For all of 2022's buying program which concluded on Feb 13th with the matching purchase of common units from GIP, EnLink devoured 20.6MM units for a price of $200MM (average share price of $9.70 per share). The 2020 to 2022 buyback program has retired 27.1MM units cumulatively at an average buyback price of $8.90 per unit. For comparison, from 2016 to 2018 EnLink sold into the market 18.8 million ENLK common units at an average sell price of $17.05 or $320MM. In Jan 2019, those shares converted into ENLC common units at a rate of 1.15 ENLC unit for each ENLK unit. Converting those shares, we have 21.62 million common ENLC units at an average sale price $14.82. They have now bought back those common units (and more) at 60 cents on the dollar.
I think EnLink will continue mopping up common units in 2023 to help close this valuation gap. The following chart shows how undervalued EnLink remains relative to its peers in the S&P500, however, that could also be said for many companies in the energy space.

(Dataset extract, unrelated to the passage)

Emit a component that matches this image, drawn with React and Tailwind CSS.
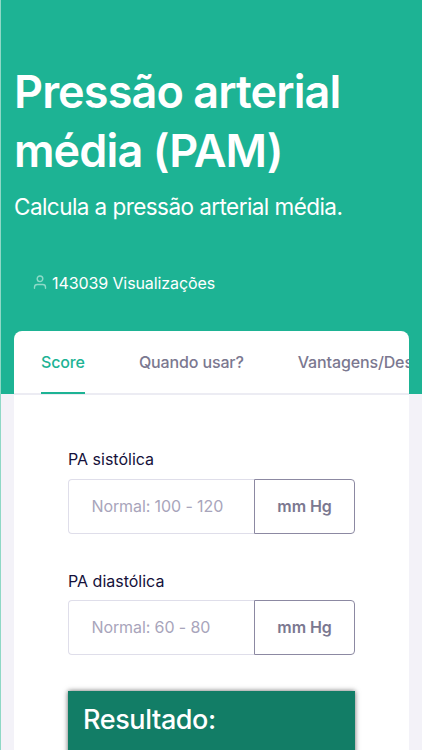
import React from 'react';

const fields = [
  { id: 'sistolica', label: 'PA sistólica', placeholder: 'Normal: 100 - 120', unit: 'mm Hg' },
  { id: 'diastolica', label: 'PA diastólica', placeholder: 'Normal: 60 - 80', unit: 'mm Hg' },
];

const UserIcon = () => (
  <svg className="w-[14px] h-[14px] -mt-[2px]" viewBox="0 0 14 14" fill="none" stroke="#8edac8" strokeWidth="1.4" strokeLinecap="round">
    <circle cx="7" cy="3.8" r="2.8" />
    <path d="M1.5 13.2v-1c0-1.7 1.1-2.7 2.8-2.7h5.4c1.7 0 2.8 1 2.8 2.7v1" />
  </svg>
);

const Field = ({ id, label, placeholder, unit }) => (
  <div className="mb-[35px]">
    <label htmlFor={id} className="block h-6 leading-6 mb-[7.7px] text-[16px] text-[#15113a]">{label}</label>
    <div className="flex h-[55px]">
      <input
        id={id}
        placeholder={placeholder}
        className="w-[186px] pl-[22.5px] pb-[1px] rounded-l-[4px] border border-r-0 border-[#dfdeea] text-[16px] tracking-[-0.1px] placeholder:text-[#a8a5bb] outline-none"
      />
      <span className="flex flex-1 items-center justify-center pb-[1px] rounded-r-[4px] border border-[#8c89a2] text-[16px] font-semibold tracking-[-0.1px] text-[#7b7890]">
        {unit}
      </span>
    </div>
  </div>
);

const App = () => {
  return (
    <div className="h-[750px] overflow-hidden border-l border-[#8ed8c6] bg-[#f3f2f8] font-['Inter',sans-serif]">
      <header className="h-[394px] bg-[#1db394] pt-[63px] pl-[13px] text-white">
        <h1 className="text-[45px] leading-[58.5px] font-semibold tracking-[-0.9px]">
          Pressão arterial
          <br />
          média (PAM)
        </h1>
        <p className="mt-[9px] text-[22.5px] leading-9 tracking-[-0.56px]">Calcula a pressão arterial média.</p>
        <div className="mt-[46px] ml-[19px] flex items-center gap-[5px] text-[16px] leading-6 tracking-[-0.1px]">
          <UserIcon />
          <span>143039 Visualizações</span>
        </div>
      </header>

      {/* Card overlapping the header */}
      <main className="relative -mt-[63px] ml-[13px] h-[460px] w-[395px] overflow-hidden rounded-t-[8px] bg-white">
        <nav className="flex h-[64px] gap-[54px] border-b-2 border-[#ececf3] pl-[27px] text-[16px] leading-[62px] font-medium tracking-[-0.13px] whitespace-nowrap text-[#7b7890]">
          <a className="h-[63px] border-b-2 border-[#1db394] text-[#1db394]">Score</a>
          <a>Quando usar?</a>
          <a>Vantagens/Desvantagens</a>
        </nav>
        <form className="w-[341px] pt-[52px] pl-[54px]">
          {fields.map((field) => (
            <Field key={field.id} {...field} />
          ))}
          <div className="mt-[36px] h-[120px] bg-[#127d66] pt-[10px] pl-[15px] text-[27px] leading-[38px] font-medium tracking-[-0.4px] text-white shadow-[0_0_5px_rgba(0,0,0,0.6)]">
            Resultado:
          </div>
        </form>
      </main>
    </div>
  );
};

export default App;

By the end of this year, the distributable cash flow per unit (including restricted units) could approach $2 per unit based on the guide and the ongoing buyback program. In 2019, DCF on a per unit basis was $1.47 (including restricted units). The DCF yield at an average sale price of $14.82 is slightly less than 10%. They were unwilling to sell common units in 2019 when the price traded from $13.10 to a low of $4.33, when their cost of selling this equity rose above 10%. Using this logic, EnLink would be unwilling to sell common units until prices rise above $20 per unit.
Conclusion
EnLink reported an exceptionally strong year in 2022. EBITDA numbers were up a record 22% YoY led by the Permian basin which soared by 58% YoY based on Segment profit. Although the 2023 guide showed a significant rise in both interest and maintenance CAPEX, EnLink is still in growth mode. Based on the forward project roster and Enlink's ability to scoop up smaller systems adjacent to their existing assets, I think EnLink will soon see EBITDA numbers that top $1.4 billion, setting a new all-time record for EBITDA. I recommend buying ENLC in the $10.58 to $12.08 range.